Interest and investment in Artificial Intelligence and data science has reached a frenzy. Advancements in machine learning techniques such as deep learning have lead to numerous successful applications of Ai throughout the economy. Today it's clear that deep neural nets outperform many existing techniques, even outperforming humans in traditionally difficult problems such as speech recognition, natural language processing, customer relationship management and image recognition. It was not always like this, however, and at one point scientists and researchers had all but abandoned the field.
Let's take a look at the history of Ai and its turbulent rise to prominence.
The beginning of AI can be dated all the way back to greek mythology, the myth of Hephaestus, a blacksmith who created mechanical servants. In the 5th century B.C. Aristotle began laying the foundation for AI by inventing syllogistic logic, the first formal deductive reasoning system. In the 15th Century printing using moveable typing and functioning clocks were invented. In the 16th Century clockmakers extended their craft to creating mechanical animals and other novelties. Soon to follow in the 1640's Pascal created the first mechanical digital calculating machine.

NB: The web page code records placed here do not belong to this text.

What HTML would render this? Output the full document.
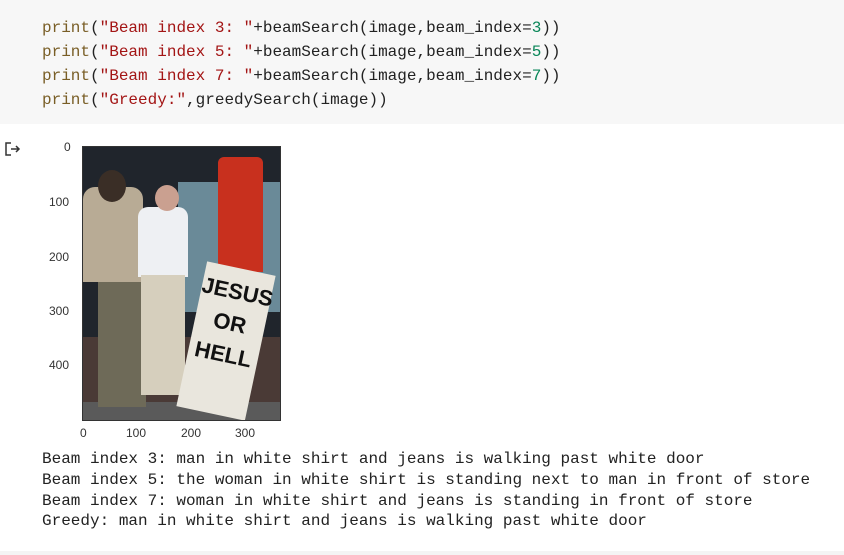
<!DOCTYPE html>
<html><head><style>
body{margin:0;width:844px;height:555px;background:#fff;position:relative;overflow:hidden;font-family:"Liberation Mono",monospace}
.code{position:absolute;left:0;top:0;width:844px;height:124px;background:#f7f7f7}
.cl{position:absolute;left:42px;font-size:16px;color:#222;white-space:pre;line-height:24px}
.f{color:#795e26}.s{color:#a31515}.n{color:#098658}
.out{position:absolute;left:42px;top:449px;font-size:16px;line-height:20.8px;color:#222;white-space:pre}
.t{position:absolute;font-family:"Liberation Sans",sans-serif;font-size:12px;color:#333}
.img{position:absolute;left:83px;top:147px;width:197px;height:273px;overflow:hidden;background:#1c1c20;outline:1px solid #333}
.img div{position:absolute}
</style></head><body>
<div class="code">
<div class="cl" style="top:16px"><span class="f">print</span>(<span class="s">"Beam index 3: "</span>+beamSearch(image,beam_index=<span class="n">3</span>))</div>
<div class="cl" style="top:40px"><span class="f">print</span>(<span class="s">"Beam index 5: "</span>+beamSearch(image,beam_index=<span class="n">5</span>))</div>
<div class="cl" style="top:64px"><span class="f">print</span>(<span class="s">"Beam index 7: "</span>+beamSearch(image,beam_index=<span class="n">7</span>))</div>
<div class="cl" style="top:88px"><span class="f">print</span>(<span class="s">"Greedy:"</span>,greedySearch(image))</div>
</div>
<svg style="position:absolute;left:4px;top:141px" width="18" height="16"><path d="M7 2H2V14H7M7 8H15M12 5L15 8L12 11" fill="none" stroke="#333" stroke-width="1.5"/></svg>
<div class="img">
<div style="left:0;top:0;width:197px;height:190px;background:#20252c"></div>
<div style="left:95px;top:35px;width:102px;height:130px;background:#6a8a98"></div>
<div style="left:0;top:190px;width:197px;height:83px;background:#4a3a36"></div>
<div style="left:0;top:255px;width:197px;height:18px;background:#5a5a5a"></div>
<div style="left:135px;top:10px;width:45px;height:115px;background:#c8301e;border-radius:6px 6px 0 0"></div>
<div style="left:0;top:40px;width:60px;height:95px;background:#b8ab95;border-radius:12px 12px 0 0"></div>
<div style="left:15px;top:23px;width:28px;height:32px;background:#3a2e26;border-radius:50%"></div>
<div style="left:15px;top:135px;width:48px;height:125px;background:#6e6a58"></div>
<div style="left:55px;top:60px;width:50px;height:70px;background:#eef0f3;border-radius:10px 10px 0 0"></div>
<div style="left:72px;top:38px;width:24px;height:26px;background:#caa090;border-radius:50%"></div>
<div style="left:58px;top:128px;width:44px;height:120px;background:#d6cfbd"></div>
<div style="left:108px;top:120px;width:70px;height:140px;background:#e9e6dd;transform:rotate(12deg);font:bold 22px 'Liberation Sans Narrow','Liberation Sans',sans-serif;color:#111;text-align:center;line-height:32px;padding-top:8px">JESUS<br>OR<br>HELL</div>
</div>
<div class="t" style="left:64px;top:140px">0</div>
<div class="t" style="left:49px;top:195px">100</div>
<div class="t" style="left:49px;top:250px">200</div>
<div class="t" style="left:49px;top:304px">300</div>
<div class="t" style="left:49px;top:358px">400</div>
<div class="t" style="left:80px;top:426px">0</div>
<div class="t" style="left:126px;top:426px">100</div>
<div class="t" style="left:181px;top:426px">200</div>
<div class="t" style="left:235px;top:426px">300</div>
<div class="out">Beam index 3: man in white shirt and jeans is walking past white door
Beam index 5: the woman in white shirt is standing next to man in front of store
Beam index 7: woman in white shirt and jeans is standing in front of store
Greedy: man in white shirt and jeans is walking past white door</div>
<div style="position:absolute;left:0;top:551px;width:844px;height:4px;background:#f4f4f4"></div>
</body></html>
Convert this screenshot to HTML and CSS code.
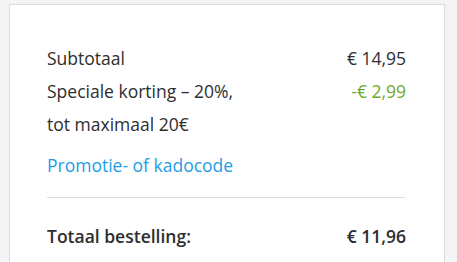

In the 18th Century we saw the profusion of mechanical toys. After that Charles Babbage & Ada Byron worked on programmable mechanical calculating machines in the 19th Century. In 1943 Arturo Rosenblueth, Norbert Wiener and Julian Bigelow claimed the term "cybernetics". Wiener's popular book by that name was published in 1948. Many books outlining a prescient vision of the future in which computers assist humans in many activities, testing of intelligent behavior and laws of robotics followed.
John McCarthy lead a Summer Research Project at Dartmouth College in 1955. A group of professors & students proposed that they would attempt to find how machines use language, abstractions and concepts to solve problems, normally reserved for humans.
Following in 1959 Arthur Samuel or better known as Samuel Checkers developed the first self learning AI program. He thought that teaching computers to play games was important to develop tactics for general problem solving, and he chose checkers because it is a simple game, but requires an in depth strategy. It was an early demonstration of the concept of artificial intelligence. His system was the first to use min-max search, alpha-beta pruning, truncated search, evolution functions and machine learning.
In 1961 James Slagle from MIT wrote the first symbolic integration program called SAINT, which solved calculus problems at the college freshman level. In the same year Unimate developed the first Industrial robot. It was a General Motors assembly line worker that transported auto bodies. It was later implemented in other companies as a welding robot. In 1963 Thomas Evans also from MIT, developed a program called ANALOGY, demonstrating that computers can solve the same analogy problems as are given on IQ tests. 1965 Joseph Weizenbaum from MIT built ELIZA, an interactive program that carries on a dialogue in English on any topic. It became a very popular toy for children around the world.